Your instructions => State the number of lines with the string "matches" in them, and nothing else.

Task input =>
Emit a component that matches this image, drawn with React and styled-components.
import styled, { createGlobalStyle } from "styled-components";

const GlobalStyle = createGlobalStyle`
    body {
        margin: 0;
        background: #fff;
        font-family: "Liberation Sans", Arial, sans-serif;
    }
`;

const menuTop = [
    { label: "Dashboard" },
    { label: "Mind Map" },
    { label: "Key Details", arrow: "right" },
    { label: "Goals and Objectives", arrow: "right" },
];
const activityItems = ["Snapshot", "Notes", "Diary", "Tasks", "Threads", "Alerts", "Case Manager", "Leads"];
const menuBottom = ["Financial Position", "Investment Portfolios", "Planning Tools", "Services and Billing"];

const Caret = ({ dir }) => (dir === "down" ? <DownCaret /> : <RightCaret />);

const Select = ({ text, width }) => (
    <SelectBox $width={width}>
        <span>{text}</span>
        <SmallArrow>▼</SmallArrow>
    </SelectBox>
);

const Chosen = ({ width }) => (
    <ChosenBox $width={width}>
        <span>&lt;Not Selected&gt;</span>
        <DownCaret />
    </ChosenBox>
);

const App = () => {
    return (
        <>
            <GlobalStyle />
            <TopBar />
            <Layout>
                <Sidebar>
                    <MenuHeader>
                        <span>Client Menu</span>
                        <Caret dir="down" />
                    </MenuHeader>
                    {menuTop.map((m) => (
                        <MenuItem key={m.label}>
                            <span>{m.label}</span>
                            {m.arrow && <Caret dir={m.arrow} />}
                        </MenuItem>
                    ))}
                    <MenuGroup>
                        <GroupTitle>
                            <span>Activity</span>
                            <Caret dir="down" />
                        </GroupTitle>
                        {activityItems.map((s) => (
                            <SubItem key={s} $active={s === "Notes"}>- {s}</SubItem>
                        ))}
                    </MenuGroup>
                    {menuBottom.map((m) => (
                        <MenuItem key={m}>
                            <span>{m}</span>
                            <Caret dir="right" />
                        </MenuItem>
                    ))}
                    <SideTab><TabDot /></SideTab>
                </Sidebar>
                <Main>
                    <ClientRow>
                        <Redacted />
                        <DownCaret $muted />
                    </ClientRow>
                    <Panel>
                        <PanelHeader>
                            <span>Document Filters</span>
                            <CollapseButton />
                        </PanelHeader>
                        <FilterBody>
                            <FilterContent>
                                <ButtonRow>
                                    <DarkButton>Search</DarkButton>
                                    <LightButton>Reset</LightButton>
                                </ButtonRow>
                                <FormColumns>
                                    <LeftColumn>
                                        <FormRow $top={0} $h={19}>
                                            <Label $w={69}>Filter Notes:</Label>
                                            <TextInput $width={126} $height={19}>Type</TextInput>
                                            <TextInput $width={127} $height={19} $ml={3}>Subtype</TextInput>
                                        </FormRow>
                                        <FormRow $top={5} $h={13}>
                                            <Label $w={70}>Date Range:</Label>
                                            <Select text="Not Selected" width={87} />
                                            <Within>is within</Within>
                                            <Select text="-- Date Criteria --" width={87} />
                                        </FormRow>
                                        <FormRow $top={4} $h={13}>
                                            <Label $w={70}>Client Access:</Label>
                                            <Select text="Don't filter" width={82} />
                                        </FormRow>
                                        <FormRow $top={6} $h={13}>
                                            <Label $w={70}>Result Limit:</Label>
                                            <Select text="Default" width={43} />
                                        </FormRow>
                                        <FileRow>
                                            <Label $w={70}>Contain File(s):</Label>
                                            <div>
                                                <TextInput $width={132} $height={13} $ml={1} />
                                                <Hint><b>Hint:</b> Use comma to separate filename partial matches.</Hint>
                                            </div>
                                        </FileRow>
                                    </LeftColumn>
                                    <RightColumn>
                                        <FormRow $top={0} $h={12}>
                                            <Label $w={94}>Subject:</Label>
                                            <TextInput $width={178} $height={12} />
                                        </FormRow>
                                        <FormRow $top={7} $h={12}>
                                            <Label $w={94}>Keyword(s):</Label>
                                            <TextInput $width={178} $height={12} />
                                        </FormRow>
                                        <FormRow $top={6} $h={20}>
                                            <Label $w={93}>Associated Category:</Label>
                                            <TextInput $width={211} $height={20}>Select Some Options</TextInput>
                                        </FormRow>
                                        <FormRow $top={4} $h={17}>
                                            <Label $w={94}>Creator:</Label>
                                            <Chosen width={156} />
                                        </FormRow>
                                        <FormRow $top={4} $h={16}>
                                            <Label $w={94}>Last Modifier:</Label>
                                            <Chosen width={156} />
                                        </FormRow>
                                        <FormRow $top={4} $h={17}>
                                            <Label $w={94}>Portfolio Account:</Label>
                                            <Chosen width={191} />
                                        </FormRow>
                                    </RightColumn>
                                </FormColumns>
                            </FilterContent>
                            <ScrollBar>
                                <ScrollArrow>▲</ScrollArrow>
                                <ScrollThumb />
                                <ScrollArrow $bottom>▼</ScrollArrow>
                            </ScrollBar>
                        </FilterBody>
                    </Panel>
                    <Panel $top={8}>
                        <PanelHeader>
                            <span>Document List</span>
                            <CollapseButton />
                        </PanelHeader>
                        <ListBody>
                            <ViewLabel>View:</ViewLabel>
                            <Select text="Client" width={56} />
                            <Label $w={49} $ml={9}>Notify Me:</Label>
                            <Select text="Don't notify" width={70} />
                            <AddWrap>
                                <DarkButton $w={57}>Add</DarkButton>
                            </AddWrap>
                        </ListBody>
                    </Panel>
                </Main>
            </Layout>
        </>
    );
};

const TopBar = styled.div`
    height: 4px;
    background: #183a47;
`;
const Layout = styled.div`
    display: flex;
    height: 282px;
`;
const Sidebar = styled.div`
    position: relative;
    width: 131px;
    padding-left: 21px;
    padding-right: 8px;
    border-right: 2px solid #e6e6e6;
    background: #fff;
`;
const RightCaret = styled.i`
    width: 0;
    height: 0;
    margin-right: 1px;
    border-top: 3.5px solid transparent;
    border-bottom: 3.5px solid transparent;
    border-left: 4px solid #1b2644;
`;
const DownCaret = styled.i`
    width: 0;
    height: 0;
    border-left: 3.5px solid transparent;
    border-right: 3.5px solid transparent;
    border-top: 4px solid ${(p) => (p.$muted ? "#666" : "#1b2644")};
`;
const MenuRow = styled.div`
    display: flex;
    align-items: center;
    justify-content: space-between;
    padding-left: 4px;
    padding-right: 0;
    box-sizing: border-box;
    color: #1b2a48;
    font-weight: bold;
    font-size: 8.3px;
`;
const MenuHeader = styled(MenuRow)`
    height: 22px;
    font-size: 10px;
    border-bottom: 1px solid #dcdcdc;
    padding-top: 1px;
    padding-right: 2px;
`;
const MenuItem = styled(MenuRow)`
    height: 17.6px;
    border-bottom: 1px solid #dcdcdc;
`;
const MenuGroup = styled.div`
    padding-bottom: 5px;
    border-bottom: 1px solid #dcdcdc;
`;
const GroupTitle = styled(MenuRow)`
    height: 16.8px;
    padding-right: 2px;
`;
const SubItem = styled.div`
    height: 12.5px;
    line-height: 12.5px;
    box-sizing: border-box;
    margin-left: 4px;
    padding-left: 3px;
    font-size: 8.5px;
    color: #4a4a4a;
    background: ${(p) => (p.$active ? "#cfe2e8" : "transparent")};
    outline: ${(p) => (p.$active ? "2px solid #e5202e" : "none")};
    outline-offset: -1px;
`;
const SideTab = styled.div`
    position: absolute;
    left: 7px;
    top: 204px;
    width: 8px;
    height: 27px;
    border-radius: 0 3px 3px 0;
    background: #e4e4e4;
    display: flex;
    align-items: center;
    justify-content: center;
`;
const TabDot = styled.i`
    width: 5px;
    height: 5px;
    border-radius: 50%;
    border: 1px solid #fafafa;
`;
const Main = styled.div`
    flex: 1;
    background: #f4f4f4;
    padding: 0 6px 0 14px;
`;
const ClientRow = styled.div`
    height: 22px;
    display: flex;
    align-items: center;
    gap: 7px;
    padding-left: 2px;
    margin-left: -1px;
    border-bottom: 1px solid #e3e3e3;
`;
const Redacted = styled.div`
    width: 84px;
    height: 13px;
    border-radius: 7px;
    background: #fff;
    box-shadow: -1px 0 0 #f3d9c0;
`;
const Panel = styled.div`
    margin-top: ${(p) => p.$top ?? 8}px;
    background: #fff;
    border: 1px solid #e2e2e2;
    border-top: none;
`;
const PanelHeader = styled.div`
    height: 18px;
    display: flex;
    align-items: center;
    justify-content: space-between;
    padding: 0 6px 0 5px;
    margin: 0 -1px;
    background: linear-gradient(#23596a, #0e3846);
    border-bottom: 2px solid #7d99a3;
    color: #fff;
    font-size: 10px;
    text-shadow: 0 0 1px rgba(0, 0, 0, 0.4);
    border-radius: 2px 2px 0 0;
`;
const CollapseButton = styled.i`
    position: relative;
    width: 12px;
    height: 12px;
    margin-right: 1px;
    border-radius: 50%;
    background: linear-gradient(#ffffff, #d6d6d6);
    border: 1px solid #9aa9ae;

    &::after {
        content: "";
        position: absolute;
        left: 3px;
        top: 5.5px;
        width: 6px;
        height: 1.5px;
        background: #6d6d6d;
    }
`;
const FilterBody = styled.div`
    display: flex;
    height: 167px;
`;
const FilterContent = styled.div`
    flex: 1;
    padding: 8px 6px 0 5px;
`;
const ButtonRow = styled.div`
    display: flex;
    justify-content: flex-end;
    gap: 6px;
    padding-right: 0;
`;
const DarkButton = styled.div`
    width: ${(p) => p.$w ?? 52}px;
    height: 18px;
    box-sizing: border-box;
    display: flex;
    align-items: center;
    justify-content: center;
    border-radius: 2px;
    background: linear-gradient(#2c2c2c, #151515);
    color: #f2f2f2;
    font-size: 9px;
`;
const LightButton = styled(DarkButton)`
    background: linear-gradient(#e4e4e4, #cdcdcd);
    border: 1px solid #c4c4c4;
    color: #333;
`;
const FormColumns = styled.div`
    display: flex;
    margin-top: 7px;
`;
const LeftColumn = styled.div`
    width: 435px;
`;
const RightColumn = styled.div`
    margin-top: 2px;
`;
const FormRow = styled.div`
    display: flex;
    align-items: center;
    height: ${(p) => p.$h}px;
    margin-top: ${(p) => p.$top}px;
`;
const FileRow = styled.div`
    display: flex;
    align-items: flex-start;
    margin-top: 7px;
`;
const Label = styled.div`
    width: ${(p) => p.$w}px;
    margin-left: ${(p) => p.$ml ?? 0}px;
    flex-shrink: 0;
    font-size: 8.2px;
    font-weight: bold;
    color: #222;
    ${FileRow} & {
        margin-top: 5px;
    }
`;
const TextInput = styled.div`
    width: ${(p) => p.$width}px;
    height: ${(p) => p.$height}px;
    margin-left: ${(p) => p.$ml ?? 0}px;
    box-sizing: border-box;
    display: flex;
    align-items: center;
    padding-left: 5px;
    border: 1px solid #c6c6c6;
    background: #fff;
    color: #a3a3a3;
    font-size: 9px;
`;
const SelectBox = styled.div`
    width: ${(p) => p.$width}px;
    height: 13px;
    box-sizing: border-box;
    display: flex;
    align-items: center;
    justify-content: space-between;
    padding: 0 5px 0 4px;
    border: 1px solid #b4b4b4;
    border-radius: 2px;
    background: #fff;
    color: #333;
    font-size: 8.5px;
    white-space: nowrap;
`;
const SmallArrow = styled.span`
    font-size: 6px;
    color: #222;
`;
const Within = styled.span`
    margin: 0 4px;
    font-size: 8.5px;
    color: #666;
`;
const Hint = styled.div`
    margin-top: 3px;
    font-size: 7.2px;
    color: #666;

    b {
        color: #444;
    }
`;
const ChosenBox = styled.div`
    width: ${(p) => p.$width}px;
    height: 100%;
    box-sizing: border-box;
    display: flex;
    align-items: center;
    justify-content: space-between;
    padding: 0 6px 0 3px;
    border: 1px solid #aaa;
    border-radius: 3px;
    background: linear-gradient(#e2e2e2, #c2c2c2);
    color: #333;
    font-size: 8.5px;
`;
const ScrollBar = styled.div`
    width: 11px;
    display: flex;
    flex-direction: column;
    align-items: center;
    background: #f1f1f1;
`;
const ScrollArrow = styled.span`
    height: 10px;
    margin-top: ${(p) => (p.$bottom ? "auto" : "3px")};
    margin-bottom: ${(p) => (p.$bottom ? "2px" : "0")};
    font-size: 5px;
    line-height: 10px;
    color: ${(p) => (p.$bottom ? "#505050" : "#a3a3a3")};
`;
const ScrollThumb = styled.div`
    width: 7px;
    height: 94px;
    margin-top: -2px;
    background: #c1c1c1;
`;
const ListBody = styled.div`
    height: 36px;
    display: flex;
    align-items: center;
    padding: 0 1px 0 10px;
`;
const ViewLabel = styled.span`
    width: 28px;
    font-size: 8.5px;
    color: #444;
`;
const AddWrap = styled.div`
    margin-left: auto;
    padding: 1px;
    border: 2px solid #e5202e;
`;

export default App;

==

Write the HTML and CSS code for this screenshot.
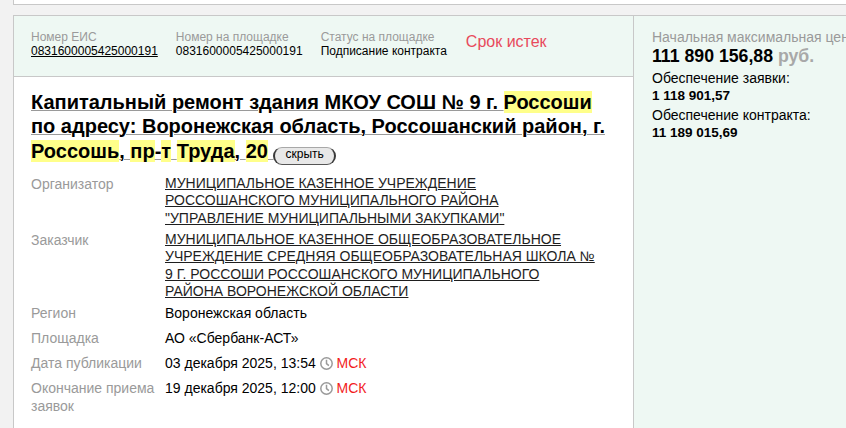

Written response => 2